Concentration, distribution, and translocation of mercury and methylmercury in mine-waste, sediment, soil, water, and fish collected near the Abbadia San Salvatore mercury mine, Monte Amiata district, Italy

Abstract

The distribution and translocation of mercury (Hg) was studied in the Paglia River ecosystem, located downstream from the inactive Abbadia San Salvatore mine (ASSM). The ASSM is part of the Monte Amiata Hg district, Southern Tuscany, Italy, which was one of the world’s largest Hg districts. Concentrations of Hg and methyl-Hg were determined in mine-waste calcine (retorted ore), sediment, water, soil, and freshwater fish collected from the ASSM and the downstream Paglia River. Concentrations of Hg in calcine samples ranged from 25 to 1500μg/g, all of which exceeded the industrial soil contamination level for Hg of 5μg/g used in Italy. Stream and lake sediment samples collected downstream from the ASSM ranged in Hg concentration from 0.26 to 15μg/g, of which more than 50% exceeded the probable effect concentration for Hg of 1.06μg/g, the concentration above which harmful effects are likely to be observed in sediment-dwelling organisms.

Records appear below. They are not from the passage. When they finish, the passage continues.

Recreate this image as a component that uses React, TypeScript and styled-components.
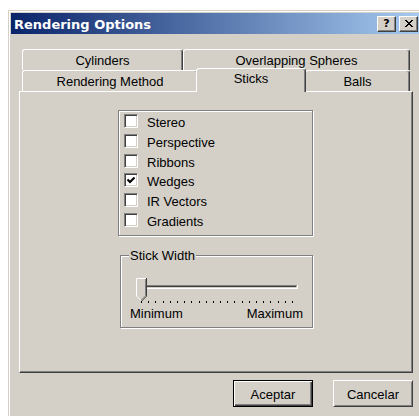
import styled, { createGlobalStyle } from 'styled-components';

const GlobalStyle = createGlobalStyle`
   html, body {
      margin: 0;
      padding: 0;
      background: #ffffff;
      overflow: hidden;
   }
   body {
      font-family: 'Liberation Sans', Arial, sans-serif;
      font-size: 13px;
      color: #000000;
   }
`;

const Window = styled.div`
   box-sizing: border-box;
   margin: 10px 0 0 8px;
   width: 415px;
   height: 420px;
   padding: 2px;
   background: #d4d0c8;
   border: 1px solid;
   border-color: #d4d0c8 #404040 #404040 #d4d0c8;
   box-shadow: inset 1px 1px #ffffff, inset -1px -1px #808080;
`;

const TitleBar = styled.div`
   height: 21px;
   display: flex;
   align-items: center;
   padding: 0 2px 0 3px;
   background: linear-gradient(90deg, #0a246a 0%, #a6caf0 100%);
`;

const Title = styled.span`
   flex: 1;
   padding-top: 1px;
   font-family: 'DejaVu Sans', Tahoma, sans-serif;
   font-weight: bold;
   font-size: 13px;
   color: #ffffff;
`;

const CaptionButton = styled.div`
   box-sizing: border-box;
   width: 19px;
   height: 16px;
   margin-left: 3px;
   display: flex;
   align-items: center;
   justify-content: center;
   background: #d4d0c8;
   border: 1px solid;
   border-color: #ffffff #404040 #404040 #ffffff;
   box-shadow: inset -1px -1px #808080;
   font-family: 'DejaVu Sans', sans-serif;
   font-weight: bold;
   font-size: 11px;
   line-height: 14px;
`;

const Content = styled.div`
   padding: 15px 0 0 8px;
`;

const TabRow = styled.div`
   display: flex;
   height: 21px;
   margin-left: 3px;
`;

const Tab = styled.div<{ $w: number; $active?: boolean }>`
   position: relative;
   box-sizing: border-box;
   width: ${(p) => p.$w}px;
   padding-top: ${(p) => (p.$active ? 2 : 3)}px;
   line-height: 16px;
   text-align: center;
   background: #d4d0c8;
   border: 1px solid;
   border-bottom: none;
   border-color: #ffffff #404040 transparent #ffffff;
   border-radius: 3px 3px 0 0;
   box-shadow: inset -1px 0 #808080;
   ${(p) =>
      p.$active &&
      `
      z-index: 1;
      margin: -2px -1px -1px -2px;
   `}
`;

const Panel = styled.div`
   box-sizing: border-box;
   width: 394px;
   height: 282px;
   padding: 18px 0 0 98px;
   border: 1px solid;
   border-color: #ffffff #404040 #404040 #ffffff;
   box-shadow: inset -1px -1px #808080;
`;

const GroupBox = styled.div<{ $w: number; $h: number }>`
   position: relative;
   box-sizing: border-box;
   width: ${(p) => p.$w}px;
   height: ${(p) => p.$h}px;
   border: 1px solid #808080;
   box-shadow: inset 1px 1px #ffffff, 1px 1px #ffffff;
`;

const CheckList = styled(GroupBox)`
   padding: 3px 0 0 5px;
`;

const WidthGroup = styled(GroupBox)`
   margin: 19px 0 0 2px;
   padding: 20px 9px 0 9px;
`;

const GroupCaption = styled.span`
   position: absolute;
   top: -8px;
   left: 8px;
   padding: 0 1px;
   line-height: 15px;
   background: #d4d0c8;
`;

const CheckRow = styled.div`
   display: flex;
   align-items: flex-start;
   height: 19.8px;
`;

const CheckBox = styled.div`
   box-sizing: border-box;
   width: 14px;
   height: 14px;
   display: flex;
   align-items: center;
   justify-content: center;
   background: #ffffff;
   border: 1px solid;
   border-color: #808080 #ffffff #ffffff #808080;
   box-shadow: inset 1px 1px #404040, inset -1px -1px #d4d0c8;
`;

const CheckLabel = styled.span`
   margin-left: 9px;
   padding-top: 1px;
   line-height: 15px;
`;

const SliderArt = styled.svg`
   display: block;
   margin-left: 3px;
`;

const RangeLabels = styled.div`
   display: flex;
   justify-content: space-between;
   margin-top: 2px;
   line-height: 15px;
`;

const ButtonRow = styled.div`
   width: 394px;
   margin-top: 7px;
   display: flex;
   justify-content: flex-end;
   gap: 20px;
`;

const Button = styled.div<{ $default?: boolean }>`
   box-sizing: border-box;
   width: 80px;
   height: 27px;
   padding-top: 1px;
   display: flex;
   align-items: center;
   justify-content: center;
   background: #d4d0c8;
   border: 1px solid;
   border-color: ${(p) =>
      p.$default ? '#000000' : '#ffffff #404040 #404040 #ffffff'};
   box-shadow: ${(p) =>
      p.$default
         ? 'inset 1px 1px #ffffff, inset -1px -1px #404040, inset -2px -2px #808080'
         : 'inset 1px 1px #d4d0c8, inset -1px -1px #808080'};
`;

const options = [
   { label: 'Stereo', checked: false },
   { label: 'Perspective', checked: false },
   { label: 'Ribbons', checked: false },
   { label: 'Wedges', checked: true },
   { label: 'IR Vectors', checked: false },
   { label: 'Gradients', checked: false },
];

function CloseGlyph() {
   return (
      <svg width="8" height="7" viewBox="0 0 8 7">
         <path d="M0 0 L7 7 M1 0 L8 7 M7 0 L0 7 M8 0 L1 7" stroke="#000" strokeWidth="1" />
      </svg>
   );
}

function CheckMark() {
   return (
      <svg width="8" height="7" viewBox="0 0 8 7">
         <path d="M0.5 2.5 L3 5 L7.5 0.5" fill="none" stroke="#000" strokeWidth="2" />
      </svg>
   );
}

function StickSlider() {
   const ticks = Array.from({ length: 22 }, (_, i) => 8 + Math.round((i * 151) / 21));
   return (
      <SliderArt width="170" height="28" viewBox="0 0 170 28">
         {/* groove */}
         <rect x="8" y="9" width="156" height="1" fill="#808080" />
         <rect x="8" y="9" width="1" height="3" fill="#808080" />
         <rect x="9" y="10" width="154" height="1" fill="#404040" />
         <rect x="8" y="12" width="157" height="1" fill="#ffffff" />
         <rect x="164" y="9" width="1" height="4" fill="#ffffff" />
         {/* thumb */}
         <polygon points="3,2 14,2 14,20 8.5,25.5 3,20" fill="#d4d0c8" />
         <path d="M3.5 20 V2.5 H13" fill="none" stroke="#ffffff" />
         <path d="M3.5 20 L8 24.5" fill="none" stroke="#ffffff" />
         <path d="M13.5 2 V20.2 L8.5 25.2" fill="none" stroke="#404040" />
         <path d="M12.5 3 V19.8 L8.5 23.8" fill="none" stroke="#808080" />
         {ticks.map((x) => (
            <rect key={x} x={x} y="25" width="1" height="2" fill="#000" />
         ))}
      </SliderArt>
   );
}

export default function App() {
   return (
      <>
         <GlobalStyle />
         <Window>
            <TitleBar>
               <Title>Rendering Options</Title>
               <CaptionButton>?</CaptionButton>
               <CaptionButton>
                  <CloseGlyph />
               </CaptionButton>
            </TitleBar>
            <Content>
               <TabRow>
                  <Tab $w={161}>Cylinders</Tab>
                  <Tab $w={227}>Overlapping Spheres</Tab>
               </TabRow>
               <TabRow>
                  <Tab $w={176}>Rendering Method</Tab>
                  <Tab $w={110} $active>
                     Sticks
                  </Tab>
                  <Tab $w={105}>Balls</Tab>
               </TabRow>
               <Panel>
                  <CheckList $w={195} $h={126}>
                     {options.map((o) => (
                        <CheckRow key={o.label}>
                           <CheckBox>{o.checked && <CheckMark />}</CheckBox>
                           <CheckLabel>{o.label}</CheckLabel>
                        </CheckRow>
                     ))}
                  </CheckList>
                  <WidthGroup $w={193} $h={73}>
                     <GroupCaption>Stick Width</GroupCaption>
                     <StickSlider />
                     <RangeLabels>
                        <span>Minimum</span>
                        <span>Maximum</span>
                     </RangeLabels>
                  </WidthGroup>
               </Panel>
               <ButtonRow>
                  <Button $default>Aceptar</Button>
                  <Button>Cancelar</Button>
               </ButtonRow>
            </Content>
         </Window>
      </>
   );
}
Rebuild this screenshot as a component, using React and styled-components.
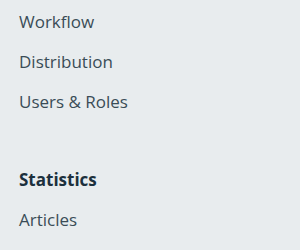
import React from 'react';
import styled, { createGlobalStyle } from 'styled-components';

const GlobalStyle = createGlobalStyle`
  html, body {
    margin: 0;
    padding: 0;
    background: #e8ecee;
  }
  body {
    font-family: "Open Sans", "Liberation Sans", sans-serif;
  }
`;

const Sidebar = styled.nav`
  width: 300px;
  height: 250px;
  overflow: hidden;
  background: #e8ecee;
  padding: 2px 19px 0;
  box-sizing: border-box;
`;

const Section = styled.ul`
  list-style: none;
  margin: 0 0 38px;
  padding: 0;
`;

const Item = styled.li`
  font-size: 17px;
  line-height: 40px;
  color: ${(p) => (p.$heading ? '#1c303d' : '#3a4c57')};
  font-weight: ${(p) => (p.$heading ? 700 : 400)};
  white-space: nowrap;
`;

const sections = [
  { items: ['Workflow', 'Distribution', 'Users & Roles'] },
  { heading: 'Statistics', items: ['Articles', 'Contributors'] },
];

const App = () => {
  return (
    <>
      <GlobalStyle />
      <Sidebar>
        {sections.map((s, i) => (
          <Section key={i}>
            {s.heading && <Item $heading>{s.heading}</Item>}
            {s.items.map((it) => (
              <Item key={it}>{it}</Item>
            ))}
          </Section>
        ))}
      </Sidebar>
    </>
  );
};

export default App;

Stream and lake sediment methyl-Hg concentrations showed a significant correlation with TOC indicating considerable methylation and potential bioavailability of Hg. Stream water contained Hg as high as 1400ng/L, but only one water sample exceeded the 1000ng/L drinking water Hg standard used in Italy. Concentrations of Hg were elevated in freshwater fish muscle samples and ranged from 0.16 to 1.2μg/g (wet weight), averaged 0.84μg/g, and 96% of these exceeded the 0.3μg/g (methyl-Hg, wet weight) USEPA fish muscle standard recommended to protect human health. Analysis of fish muscle for methyl-Hg confirmed that >90% of the Hg in these fish is methyl-Hg. Such highly elevated Hg concentrations in fish indicated active methylation, significant bioavailability, and uptake of Hg by fish in the Paglia River ecosystem. Methyl-Hg is highly toxic and the high Hg concentrations in these fish represent a potential pathway of Hg to the human food chain.